Admiraba su capacidad para detectar el talento y visualizar cada temporada del Barça. Fermí descubrió a Ferran Adriá y le puso camino del Bulli. No tuvo ni una duda sobre quién iba a ser el genio de la cocina, el salto cualitativo que daría la gastronomía, conocedor como era de los mejores chefs franceses y del saber hacer entre los fogones de su abuela y de su madre, amante por igual de lo rural y lo universal, inventor de la cocina de hotel -el famoso Drolma del Majestic- y de los restaurantes exquisitos y entrañables -el Petit Comité-. Aunque todo el mundo está en deuda con Fermí -le negaron la segunda estrella Michelín por no politiquear y nadie de los que mandan pensó en concederle La Creu de Sant Jordi-, ningún título le cae mejor que el del Padrí.
Así le llamaban los entendidos y los que aprendieron de su maestrazgo y sabiduría, que son muchos, especialmente en Cataluña.
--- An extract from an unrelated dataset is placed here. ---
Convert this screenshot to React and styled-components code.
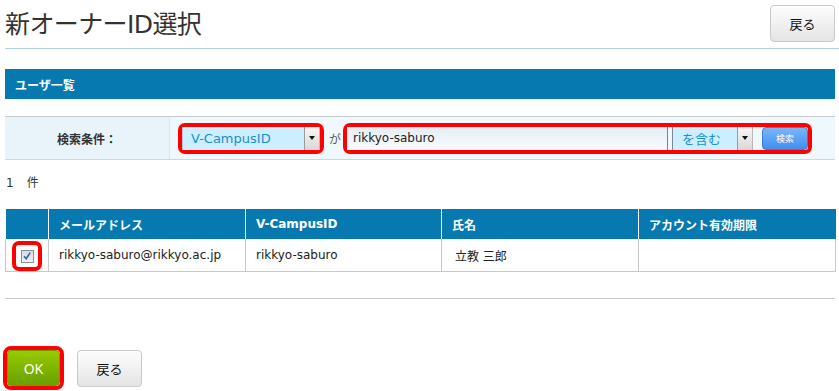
import React from 'react'
import styled, { createGlobalStyle } from 'styled-components'

const GlobalStyle = createGlobalStyle`
  body {
    margin: 0;
    background: #fff;
    font-family: "DejaVu Sans", "Noto Sans CJK JP", sans-serif;
    font-size: 12px;
    color: #333;
  }
`

const Page = styled.div`
  width: 839px;
  padding-left: 5px;
  box-sizing: border-box;
`

const Header = styled.div`
  display: flex;
  align-items: center;
  justify-content: space-between;
  height: 49px;
  padding: 5px 4px 7px 0;
  box-sizing: border-box;
  border-bottom: 1px solid #a9d2da;
`

const Title = styled.h1`
  margin: 0 0 3px;
  font-size: 25px;
  font-weight: normal;
  color: #333;
  letter-spacing: -0.6px;
`

const GrayButton = styled.button`
  width: 65px;
  height: 37px;
  border: 1px solid #c9c9c9;
  border-radius: 4px;
  background: linear-gradient(#fdfdfd, #e4e4e4);
  font-family: "Noto Sans CJK JP", sans-serif;
  font-size: 13px;
  color: #111;
  padding: 0;
`

const Content = styled.div`
  width: 830px;
`

const SectionBar = styled.div`
  margin-top: 20px;
  height: 30px;
  display: flex;
  align-items: center;
  padding-left: 10px;
  background: #0679b1;
  color: #fff;
  font-weight: bold;
  font-family: "Noto Sans CJK JP", sans-serif;
  font-size: 12px;
`

const SearchRow = styled.div`
  margin-top: 17px;
  display: flex;
  height: 44px;
  border-top: 1px solid #c8cdd0;
  border-bottom: 1px solid #d2d6d8;
  box-sizing: border-box;
  background: #eef8fd;
`

const SearchLabel = styled.div`
  width: 165px;
  display: flex;
  align-items: center;
  justify-content: center;
  background: #e9f4fa;
  border-right: 1px solid #dde6ea;
  box-sizing: border-box;
  font-weight: bold;
  font-size: 12px;
`

const SearchBody = styled.div`
  display: flex;
  align-items: center;
  padding-left: 8px;
`

const Highlight = styled.div`
  display: flex;
  align-items: center;
  border: 4px solid #ff0000;
  border-radius: 7px;
`

const Select = styled.div`
  display: flex;
  width: ${({ $w }) => $w}px;
  height: 23px;
  margin-left: ${({ $ml }) => $ml || 0}px;
  box-sizing: border-box;
  border-left: 1px solid ${({ $dark }) => ($dark ? '#7c8a94' : '#b6c6d0')};
  background: #ccefff;
`

const SelectText = styled.div`
  flex: 1;
  display: flex;
  align-items: center;
  padding-left: ${({ $pad }) => $pad || 8}px;
  color: #1a8fcf;
  font-size: 13px;
`

const SelectArrow = styled.div`
  width: 14px;
  display: flex;
  align-items: center;
  justify-content: center;
  border-left: 1px solid #9a9a9a;
  border-right: 1px solid #b8b8b8;
  background: linear-gradient(#f6f6f6, #d8d8d8);
  &::after {
    content: '';
    border-left: 3.5px solid transparent;
    border-right: 3.5px solid transparent;
    border-top: 4px solid #111;
  }
`

const Ga = styled.span`
  margin: 0 2px 0 5px;
  font-size: 12px;
  color: #555;
`

const TextInput = styled.div`
  width: 321px;
  height: 23px;
  display: flex;
  align-items: center;
  padding-left: 6px;
  box-sizing: border-box;
  border-right: 1px solid #6f8797;
  background: linear-gradient(#e4edf5, #f9fbfd);
  font-size: 12px;
  color: #222;
`

const BlueButton = styled.button`
  margin-left: 9px;
  width: 46px;
  height: 23px;
  padding: 0;
  border: 1px solid #3a7ed6;
  border-radius: 4px;
  background: linear-gradient(#7ab6f7, #3f8ff0);
  color: #fff;
  font-family: "Noto Sans CJK JP", sans-serif;
  font-size: 9px;
`

const Count = styled.div`
  margin-top: 14px;
  height: 18px;
  line-height: 18px;
  padding-left: 1px;
  font-size: 12px;
  span {
    margin-left: 13px;
  }
`

const Table = styled.table`
  margin-top: 17px;
  width: 831px;
  border-collapse: collapse;
  table-layout: fixed;
`

const Th = styled.th`
  width: ${({ $w }) => ($w ? `${$w}px` : 'auto')};
  box-sizing: border-box;
  height: 30px;
  padding: 0 0 0 10px;
  text-align: left;
  background: #0679b1;
  color: #fff;
  font-weight: bold;
  font-size: 12px;
  border-left: 1px solid #fff;
  &:first-child {
    border-left: none;
  }
`

const Td = styled.td`
  height: 30px;
  padding: 0 0 0 ${({ $pad }) => $pad ?? 10}px;
  border: 1px solid #c8c8c8;
  border-top: none;
  font-size: 12px;
  color: #222;
  text-align: ${({ $center }) => ($center ? 'center' : 'left')};
`

const CheckMark = styled.span`
  display: inline-flex;
  align-items: center;
  justify-content: center;
  width: 13px;
  height: 13px;
  box-sizing: border-box;
  border: 1px solid #8e8f8f;
  background: linear-gradient(#d4dbe6, #eef1f5);
`

const CheckBoxFrame = styled.span`
  display: inline-flex;
  align-items: center;
  justify-content: center;
  width: 30px;
  height: 30px;
  box-sizing: border-box;
  border: 4px solid #ff0000;
  border-radius: 7px;
  vertical-align: middle;
  margin-top: 2px;
`

const Divider = styled.div`
  margin-top: 26px;
  border-top: 1px solid #c8c8c8;
`

const Footer = styled.div`
  margin-top: 47px;
  margin-left: -2px;
  display: flex;
  align-items: center;
  gap: 13px;
`

const OkFrame = styled.div`
  border: 4px solid #ff0000;
  border-radius: 8px;
  display: flex;
`

const OkButton = styled.button`
  width: 53px;
  height: 36px;
  padding: 0;
  border: 1px solid #6f9c00;
  border-radius: 4px;
  background: linear-gradient(#98cb00, #68a000);
  color: #fff;
  font-family: "Noto Sans", sans-serif;
  font-weight: normal;
  font-size: 14px;
`

export default function App() {
  return (
    <>
      <GlobalStyle />
      <Page>
        <Header>
          <Title>新オーナーID選択</Title>
          <GrayButton>戻る</GrayButton>
        </Header>
        <Content>
          <SectionBar>ユーザ一覧</SectionBar>
          <SearchRow>
            <SearchLabel>検索条件：</SearchLabel>
            <SearchBody>
              <Highlight>
                <Select $w={138}>
                  <SelectText>V-CampusID</SelectText>
                  <SelectArrow />
                </Select>
              </Highlight>
              <Ga>が</Ga>
              <Highlight>
                <TextInput>rikkyo-saburo</TextInput>
                <Select $w={81} $ml={4} $dark>
                  <SelectText $pad={9}>を含む</SelectText>
                  <SelectArrow />
                </Select>
                <BlueButton>検索</BlueButton>
              </Highlight>
            </SearchBody>
          </SearchRow>
          <Count>
            1<span>件</span>
          </Count>
          <Table>
            <thead>
              <tr>
                <Th $w={43} />
                <Th $w={197}>メールアドレス</Th>
                <Th $w={196}>V-CampusID</Th>
                <Th $w={197}>氏名</Th>
                <Th>アカウント有効期限</Th>
              </tr>
            </thead>
            <tbody>
              <tr>
                <Td $center $pad={0}>
                  <CheckBoxFrame>
                    <CheckMark>
                      <svg width="10" height="10" viewBox="0 0 10 10">
                        <path d="M2 5.2 L4.2 7.6 L8.2 1.6" fill="none" stroke="#3a5fa8" strokeWidth="1.6" />
                      </svg>
                    </CheckMark>
                  </CheckBoxFrame>
                </Td>
                <Td>rikkyo-saburo@rikkyo.ac.jp</Td>
                <Td>rikkyo-saburo</Td>
                <Td $pad={13}>立教 三郎</Td>
                <Td />
              </tr>
            </tbody>
          </Table>
          <Divider />
        </Content>
        <Footer>
          <OkFrame>
            <OkButton>OK</OkButton>
          </OkFrame>
          <GrayButton>戻る</GrayButton>
        </Footer>
      </Page>
    </>
  )
}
Hombre de vida y de país, nacionalista y cruyffista, también identificó a Laporta como el mejor presidente posible para el Barça en 2003. El reservado de su restaurante era un escenario de culto gastronómico y futbolístico, sobre todo de barcelonismo y en los últimos años del City de Guardiola. No es extraño por tanto que aquel santuario fuera inaugurado por Cruyff y Guardiola. No había nada más sufrido y divertido que presenciar un partido a su lado porque presentía todas las calamidades -y a veces acertaba porque era un entendido-, igual de entrañable, maniático y a veces hasta colérico como Jack Nicholson en la película Mejor imposible.
Nunca faltaba en su equipaje una pequeña botella de colonia con pulverizador, como si en aquel frasco estuviera el elixir de la vida, tan supersticioso a veces como sabio, inteligente y científico la mayoría de las ocasiones, hombre de fuertes convicciones y grandes lealtades, de una humanidad infinita, único para generar los mejores equipos, siempre agarrado a Mercè y a Carla, a sus hermanos y a su familia, a sus amigos, sobre todo a los más íntimos como Alfred Romagosa y Pere Pineda. Fermí se sentía tan protegido que nunca pensó que se iba a morir y – maldita sea- se fue este viernes después de soltar -seguro- alguna de sus míticas palabras –sotacarro era mi preferida- que dejaba caer con aquella sinceridad, contundencia y dicción únicas. Un petó i gràcies, gurú.